FIRST PERSON
Volume 19 Number 6
Seeing the World Through New Eyes
01 December 2006

José Carlos Léon Vargas looks back on nine months in Asia with an unusual training programme.

IF GLOBALISATION had a positive face, it would look like the Action for Life (AfL) leadership training programme, with its 45 participants from 27 countries and different cultures and religions, living and learning together.

From November 2005 until August 2006, I took part in the third AfL, beginning in India and ending in Indonesia. As a graduate of International Relations, AfL allowed me to see the world through the eyes of local activists, housewives, rural students, change-makers, village children and human rights defenders.

My journey started well before reaching India. I was reluctant to join AfL because one of the ground-rules was to refrain from having exclusive relationships during the programme. I used to find it extremely difficult to have friendly, honest conversations with girls because I normally had a hidden agenda.

My experience with AfL began the day I acknowledged I had a problem with relationships—and that it would be a shame to allow it to stop me taking this fabulous opportunity to learn from other cultures. When I submitted my application and accepted the terms of the programme a sense of liberation filled me with joy. It was like being someone different.


The most important part of the AfL process was to become myself an agent of change: ‘as I am so is my nation’. This may sound simple, but it requires a great deal of courage, at least for me. For instance, being honest with the funds I received during my stay in Asia and spending them properly was not easy. I often found myself having to choose between using the money given by my sponsors to buy personal souvenirs or spending it on food for the team. It was in simple, everyday dilemmas like these that my honesty and principles were tested.

My first five months in India exposed me to the challenges faced every day by a country of 1.1 billion people. Spending weeks in areas where transport, food, healthcare and employment were almost non-existent helped me to discover realities first hand which I had only heard about at university. But these weeks also showed me that the greatest care and friendship often come from those who have least.


We spent some days in the village of Ballia, Uttar Pradesh. The local people offered us the rice and vegetables they had cultivated with great effort. It was a lesson in humility for someone like me who had always cared about having the best diploma, a good salary and social recognition.

My three-month visit to the regions that surround the Mekong River in South East Asia left an indelible mark. My eyes couldn’t believe that such beautiful countries had witnessed so much violence and suffering. Cambodia’s heat brought many memories of my home country, Mexico, but these countries also reminded me that inequalities and hatred can lead to genocide or the brutalities of war.
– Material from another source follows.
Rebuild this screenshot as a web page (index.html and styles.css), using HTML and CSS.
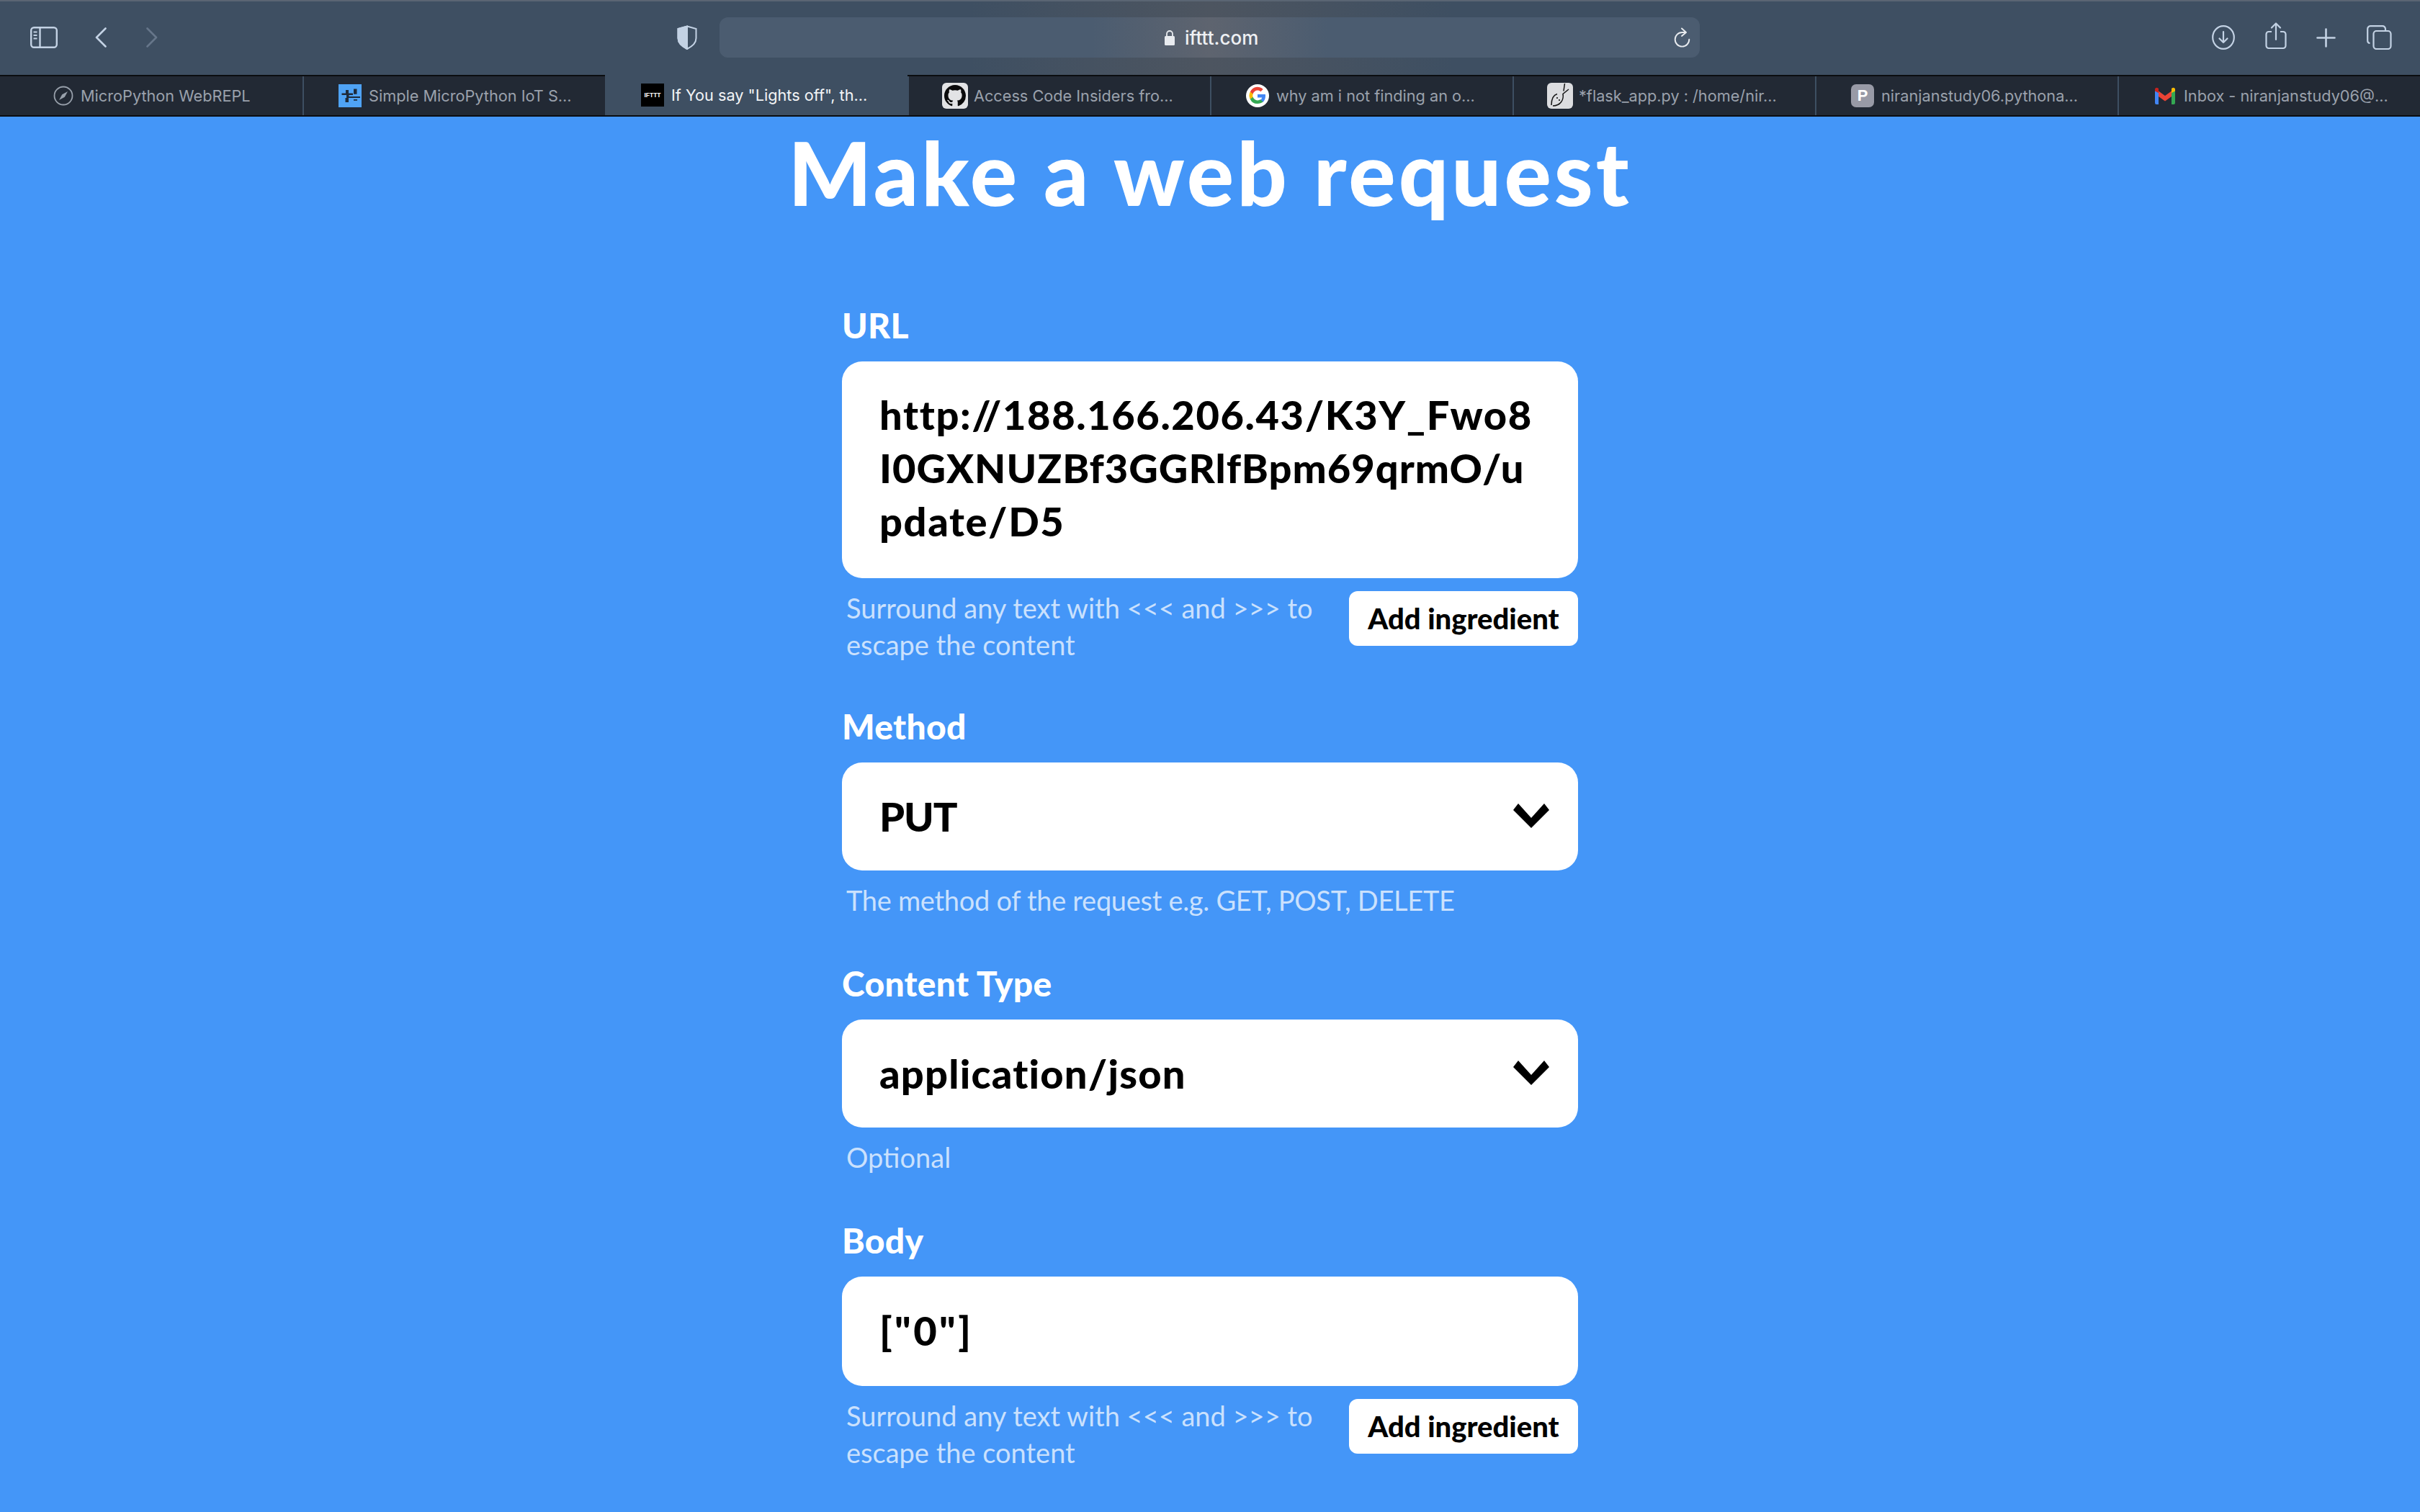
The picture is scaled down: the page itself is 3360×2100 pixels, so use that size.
FILE: index.html

```html
<!DOCTYPE html>
<html lang="en">
<head>
  <meta charset="UTF-8" />
  <title>Make a web request</title>
  <link rel="stylesheet" href="styles.css">
</head>
<body>
  <header class="toolbar">
    <svg class="icon sidebar-icon" viewBox="0 0 38 30" fill="none" stroke="#c3d2e4" stroke-width="2.4">
      <rect x="1.2" y="1.2" width="35.6" height="27.6" rx="4"/>
      <path d="M13.5 1.2v27.6"/>
      <path d="M4.5 7.5h5M4.5 12h5M4.5 16.5h5" stroke-width="2"/>
    </svg>
    <svg class="icon back-icon" viewBox="0 0 16 28" fill="none" stroke="#c3d2e4" stroke-width="2.6" stroke-linecap="round" stroke-linejoin="round">
      <path d="M14.5 1.5 2 14l12.500 12.500"/>
    </svg>
    <svg class="icon forward-icon" viewBox="0 0 16 28" fill="none" stroke="#66768a" stroke-width="2.6" stroke-linecap="round" stroke-linejoin="round">
      <path d="M1.500 1.500 14 14 1.500 26.500"/>
    </svg>
    <svg class="icon shield-icon" viewBox="0 0 28 34" stroke="#c3d2e4" stroke-width="2">
      <path d="M14 1.500 26.500 5v13c0 7-5.500 11.500-12.500 15C7 29.500 1.500 25 1.500 18V5z" fill="none"/>
      <path d="M14 1.500V33C7 29.500 1.500 25 1.500 18V5z" fill="#c3d2e4"/>
    </svg>
    <div class="address">
      <div class="address-center">
        <svg class="icon lock-icon" viewBox="0 0 14 22">
          <path d="M3 10V6a4 4 0 0 1 8 0v4" fill="none" stroke="#e8ebef" stroke-width="1.800"/>
          <rect x="0" y="9" width="14" height="13" rx="1.500" fill="#e8ebef"/>
        </svg>
        <span class="domain">ifttt.com</span>
      </div>
      <svg class="icon reload-icon" viewBox="0 0 23 28" fill="none" stroke="#e8ebef" stroke-width="1.900" stroke-linecap="round" stroke-linejoin="round">
        <path d="M16.500 7H11.500A9.800 9.800 0 1 0 21.300 16.800"/>
        <path d="M11 1.500 17 7l-6 5"/>
      </svg>
    </div>
    <div class="toolbar-right">
      <svg class="icon download-icon" viewBox="0 0 32 34" fill="none" stroke="#c3d2e4" stroke-width="2.200">
        <ellipse cx="16" cy="17" rx="14.800" ry="15.800"/>
        <path d="M16 9v15M10.500 18.500 16 24l5.500-5.500" stroke-linecap="round" stroke-linejoin="round"/>
      </svg>
      <svg class="icon share-icon" viewBox="0 0 30 38" fill="none" stroke="#c3d2e4" stroke-width="2.200">
        <path d="M9 13H5a3.500 3.500 0 0 0-3.500 3.500v16A3.500 3.500 0 0 0 5 36h20a3.500 3.500 0 0 0 3.500-3.500v-16A3.500 3.500 0 0 0 25 13h-4"/>
        <path d="M15 24V2M9 7.500 15 1.500l6 6" stroke-linecap="round" stroke-linejoin="round"/>
      </svg>
      <svg class="icon plus-icon" viewBox="0 0 27 27" fill="none" stroke="#c3d2e4" stroke-width="2.600" stroke-linecap="round">
        <path d="M13.500 1.500v24M1.500 13.500h24"/>
      </svg>
      <svg class="icon tabs-icon" viewBox="0 0 35 34" fill="none" stroke="#c3d2e4" stroke-width="2.200">
        <rect x="9.500" y="8" width="24" height="25" rx="4"/>
        <path d="M4.500 25A3.500 3.500 0 0 1 1.200 21.500v-16A4 4 0 0 1 5 1.200h17a4 4 0 0 1 4 4V8"/>
      </svg>
    </div>
  </header>

  <nav class="tabs">
    <div class="tab tab-first">
      <svg class="favicon compass" viewBox="0 0 28 28" fill="none" stroke="#98a0ab" stroke-width="1.800">
        <circle cx="14" cy="14" r="12.500"/>
        <path d="M20 8 15.800 15.800 8 20 12.200 12.200z" fill="#98a0ab" stroke="none"/>
      </svg>
      <span>MicroPython WebREPL</span>
    </div>
    <div class="tab">
      <svg class="favicon" viewBox="0 0 32 32">
        <rect width="32" height="32" fill="#4fa3f5"/>
        <path d="M4.500 12.400H20V15H14.500v2H30v2H14v6H9.500v-6H11v-4H4.500zM10 8h4v4.400h-4zM21 6.500h4.500v7.200H21zM21 21h5v1.700h-5z" fill="#1e2b3a"/>
      </svg>
      <span>Simple MicroPython IoT S...</span>
    </div>
    <div class="tab tab-active">
      <div class="favicon ifttt-logo">IFTTT</div>
      <span>If You say "Lights off", th...</span>
    </div>
    <div class="tab">
      <svg class="favicon favicon-tall" viewBox="0 0 36 36">
        <rect width="36" height="36" rx="6" fill="#e2e3e5"/>
        <path transform="translate(3 3) scale(1.875)" d="M8 0C3.580 0 0 3.580 0 8c0 3.540 2.290 6.530 5.470 7.590.4.070.55-.17.55-.38 0-.19-.01-.82-.01-1.490-2.010.37-2.530-.49-2.690-.94-.09-.23-.48-.94-.82-1.130-.28-.15-.68-.52-.01-.53.63-.01 1.080.58 1.230.82.720 1.210 1.870.870 2.330.660.070-.520.280-.870.510-1.070-1.780-.2-3.640-.890-3.640-3.950 0-.870.310-1.590.820-2.150-.080-.2-.360-1.020.080-2.120 0 0 .670-.210 2.200.820.640-.180 1.320-.270 2-.270s1.360.090 2 .270c1.530-1.040 2.200-.820 2.200-.820.440 1.100.160 1.920.080 2.120.510.560.820 1.270.820 2.150 0 3.070-1.870 3.750-3.650 3.950.290.250.540.730.540 1.480 0 1.070-.010 1.930-.010 2.200 0 .210.150.460.550.380A8.010 8.010 0 0 0 16 8c0-4.420-3.580-8-8-8z" fill="#0b0b0c"/>
      </svg>
      <span>Access Code Insiders fro...</span>
    </div>
    <div class="tab">
      <svg class="favicon" viewBox="0 0 32 32">
        <circle cx="16" cy="16" r="16" fill="#fff"/>
        <path d="M27 16.300c0-.8-.1-1.600-.2-2.300H16v4.400h6.200a5.300 5.300 0 0 1-2.300 3.400v2.900h3.700c2.200-2 3.400-5 3.400-8.400z" fill="#4285f4"/>
        <path d="M16 27c3.100 0 5.700-1 7.600-2.800l-3.700-2.900c-1 .7-2.300 1.100-3.900 1.100-3 0-5.500-2-6.400-4.700H5.800v3A11 11 0 0 0 16 27z" fill="#34a853"/>
        <path d="M9.600 17.700a6.600 6.600 0 0 1 0-4.200v-3H5.800a11 11 0 0 0 0 10.200z" fill="#fbbc05"/>
        <path d="M16 8.600c1.700 0 3.200.6 4.400 1.700l3.300-3.300A11 11 0 0 0 5.800 10.500l3.800 3c.9-2.800 3.400-4.900 6.400-4.900z" fill="#ea4335"/>
      </svg>
      <span>why am i not finding an o...</span>
    </div>
    <div class="tab">
      <svg class="favicon favicon-tall" viewBox="0 0 36 36">
        <rect width="36" height="36" rx="6" fill="#dcdde0"/>
        <path d="M24.500 1 23 11.500M30 9 22 15.500C23.500 23 19 32 8 32M14 15.500C9 17 6 23 6 31" fill="none" stroke="#151515" stroke-width="1.500"/>
        <circle cx="14" cy="21" r="1.100" fill="#151515"/>
        <circle cx="17" cy="24" r="1.100" fill="#151515"/>
      </svg>
      <span>*flask_app.py : /home/nir...</span>
    </div>
    <div class="tab">
      <div class="favicon p-logo">P</div>
      <span>niranjanstudy06.pythona...</span>
    </div>
    <div class="tab">
      <svg class="favicon" viewBox="0 0 32 32">
        <path d="M2 28V8l5 3.500V28H4a2 2 0 0 1-2-2z" fill="#4285f4"/>
        <path d="M30 28V8l-5 3.500V28h3a2 2 0 0 0 2-2z" fill="#34a853"/>
        <path d="M7 17V9.500L16 16l9-6.500V17l-9 6.500z" fill="#ea4335"/>
        <path d="M2 9.500V7c0-2 2.500-3 4-1.800L7 6v6z" fill="#c5221f"/>
        <path d="M30 9.500V7c0-2-2.500-3-4-1.800L25 6v6z" fill="#fbbc05"/>
      </svg>
      <span>Inbox - niranjanstudy06@...</span>
    </div>
  </nav>

  <main class="page">
    <h1>Make a web request</h1>

    <section class="field">
      <label>URL</label>
      <div class="box box-url">http://188.166.206.43/K3Y_Fwo8<br><span class="url-caps">I0GXNUZBf3GGRlfBpm69qrmO/u</span><br>pdate/D5</div>
      <div class="hint-row">
        <p class="hint">Surround any text with &lt;&lt;&lt; and &gt;&gt;&gt; to<br>escape the content</p>
        <button class="add-btn">Add ingredient</button>
      </div>
    </section>

    <section class="field field-wide">
      <label>Method</label>
      <div class="box box-select">
        <span class="value-caps">PUT</span>
        <svg class="chevron" viewBox="0 0 50 34"><path d="M0 9 7 0 25 20 43 0 50 9 25 34z"/></svg>
      </div>
      <p class="hint hint-single hint-caps">The method of the request e.g. GET, POST, DELETE</p>
    </section>

    <section class="field field-wide">
      <label>Content Type</label>
      <div class="box box-select">
        <span>application/json</span>
        <svg class="chevron" viewBox="0 0 50 34"><path d="M0 9 7 0 25 20 43 0 50 9 25 34z"/></svg>
      </div>
      <p class="hint hint-single">Optional</p>
    </section>

    <section class="field">
      <label>Body</label>
      <div class="box box-body">["0"]</div>
      <div class="hint-row">
        <p class="hint">Surround any text with &lt;&lt;&lt; and &gt;&gt;&gt; to<br>escape the content</p>
        <button class="add-btn">Add ingredient</button>
      </div>
    </section>
  </main>
</body>
</html>
```

FILE: styles.css

```css
:root {
  --blue: #4496f8;
  --toolbar: #3e4f62;
  --tabbar: #222934;
}
* {
  box-sizing: border-box;
}
html, body {
  margin: 0;
  height: 2100px;
  overflow: hidden;
}
body {
  background: var(--blue);
  font-family: "Lato", "Noto Sans", sans-serif;
}

/* browser chrome */
.toolbar {
  height: 104px;
  display: flex;
  align-items: center;
  padding-bottom: 2px;
  border-top: 2px solid #5a6573;
  background: linear-gradient(90deg, var(--toolbar) 40%, #4d5560 50%, var(--toolbar) 60%);
}
.icon {
  display: block;
  flex: none;
}
.sidebar-icon {
  width: 38px;
  height: 30px;
  margin-left: 42px;
}
.back-icon {
  width: 16px;
  height: 28px;
  margin-left: 52px;
}
.forward-icon {
  width: 16px;
  height: 28px;
  margin-left: 55px;
}
.shield-icon {
  width: 28px;
  height: 34px;
  margin-left: 721px;
}
.address {
  width: 1361px;
  height: 56px;
  margin-left: 31px;
  border-radius: 12px;
  background: linear-gradient(90deg, #4b5c70 38%, #5e646f 50%, #4b5c70 62%);
  display: flex;
  align-items: center;
}
.address-center {
  margin-left: 618px;
  display: flex;
  align-items: center;
  gap: 14px;
}
.lock-icon {
  width: 14px;
  height: 22px;
}
.domain {
  font-family: "Inter", sans-serif;
  font-size: 26px;
  font-weight: 500;
  color: #eef0f3;
}
.reload-icon {
  width: 23px;
  height: 28px;
  margin-left: auto;
  margin-right: 13px;
}
.toolbar-right {
  margin-left: 711px;
  display: flex;
  align-items: center;
}
.download-icon {
  width: 32px;
  height: 34px;
}
.share-icon {
  width: 30px;
  height: 38px;
  margin-left: 42px;
  margin-top: -4px;
}
.plus-icon {
  width: 27px;
  height: 27px;
  margin-left: 41px;
}
.tabs-icon {
  width: 35px;
  height: 34px;
  margin-left: 43px;
}

.tabs {
  height: 58px;
  display: grid;
  grid-template-columns: repeat(8, 420px);
  border-top: 2px solid #0b0d10;
  border-bottom: 2px solid #0b0d10;
  background: var(--tabbar);
}
.tab {
  display: flex;
  align-items: center;
  gap: 10px;
  padding-left: 48px;
  border-left: 2px solid #3e4f62;
  font-family: "Inter", sans-serif;
  font-size: 21.7px;
  color: #9aa1ac;
  white-space: nowrap;
}
.tab-first {
  padding-left: 74px;
  border-left: none;
}
.tab-active {
  background: var(--toolbar);
  color: #f2f4f6;
  margin-top: -2px;
}
.favicon {
  width: 32px;
  height: 32px;
  flex: none;
}
.favicon-tall {
  width: 36px;
  height: 36px;
  margin-left: -2px;
  margin-right: -2px;
}
.compass {
  width: 28px;
  height: 28px;
}
.ifttt-logo {
  background: #000;
  color: #fff;
  font-family: "Liberation Sans", sans-serif;
  font-size: 8.5px;
  font-weight: 700;
  line-height: 32px;
  text-align: center;
}
.p-logo {
  background: #989aa6;
  border-radius: 7px;
  color: #fff;
  font-family: "Liberation Sans", sans-serif;
  font-size: 22px;
  font-weight: 700;
  line-height: 32px;
  text-align: center;
}

/* form */
.page {
  width: 1022px;
  margin: 0 auto;
}
h1 {
  margin: 0 -100px 100px;
  height: 160px;
  font-size: 122px;
  font-weight: 900;
  letter-spacing: 4px;
  line-height: 154px;
  text-align: center;
  color: #fff;
  white-space: nowrap;
}
.field {
  margin-bottom: 58px;
}
.field-wide {
  margin-bottom: 60px;
}
label {
  display: block;
  height: 60px;
  margin-bottom: 20px;
  font-size: 48px;
  font-weight: 900;
  letter-spacing: 0.3px;
  line-height: 60px;
  color: #fff;
}
.box {
  background: #fff;
  border-radius: 28px;
  padding: 0 40px 0 52px;
  font-size: 56px;
  font-weight: 900;
  color: #000;
  white-space: nowrap;
}
.box-url {
  height: 301px;
  padding-top: 37px;
  line-height: 74px;
  letter-spacing: 1.6px;
}
.url-caps {
  letter-spacing: 1px;
}
.box-select {
  height: 150px;
  display: flex;
  align-items: center;
  justify-content: space-between;
  padding-bottom: 2px;
  letter-spacing: 1.2px;
}
.value-caps {
  letter-spacing: -1px;
}
.box-body {
  height: 152px;
  line-height: 150px;
  letter-spacing: 3.4px;
}
.chevron {
  width: 50px;
  height: 34px;
  flex: none;
}
.hint {
  margin: 0 0 0 6px;
  font-size: 38px;
  line-height: 51px;
  color: rgba(255, 255, 255, 0.72);
  white-space: nowrap;
}
.hint-single {
  margin-top: 16px;
}
.hint-caps {
  letter-spacing: -0.3px;
}
.hint-row {
  display: flex;
  justify-content: space-between;
  align-items: flex-start;
  margin-top: 16px;
}
.add-btn {
  width: 318px;
  height: 76px;
  margin-top: 2px;
  border: none;
  border-radius: 12px;
  background: #fff;
  color: #000;
  font-family: "Lato", "Noto Sans", sans-serif;
  font-size: 40px;
  font-weight: 900;
}
```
It was often hard to cope with the realities we saw. At these moments, we drew hope and encouragement from the people we met. In Bangkok, Sulak Sivaraksa (nominated twice for the Nobel Peace Prize) received us in his home. ‘A real leader,’ he told us, ‘is the one who listens and is ready to serve others, unravelling from the idea of popularity and material success.’ His words were confirmed by all the projects, organisations and people we visited that are transforming the wounds of the region into fertile soil for development and social growth.

Malaysia and Indonesia gave me a new view of Islam and modernity. With their rapidly growing economies, young populations and ethnic divisions, these two countries face the challenge of maintaining social cohesion.

The Muslim participants in AfL also opened my heart and mind as an agnostic. As I saw them praying five times a day and heard them talking about the Qur’an and their religion, I began to appreciate the immense value of spirituality. Each day, as a group, we spent time in silence, and then shared our thoughts. Through this, I have regained a spiritual and ethical awareness that my rational and materialistic world did not allow me to explore.

The Philippines is the only Catholic country in Asia and, like Mexico, has a history of Spanish colonisation. The streets of Manila reminded me of Mexico City: in both cities people struggle against overpopulation, corruption, pollution and inequality.

As we travelled we found that the problems in one country were replicated in another. But in every school we visited, in every town or city where we stayed, in every meeting with local leaders I also noticed an emerging globalisation of values and understanding. This trend is even more powerful than that of corruption or hatred, because its energy comes from men and women who have set aside the lethargy of indifference and passivity to work for fairer and more peaceful societies, starting with themselves.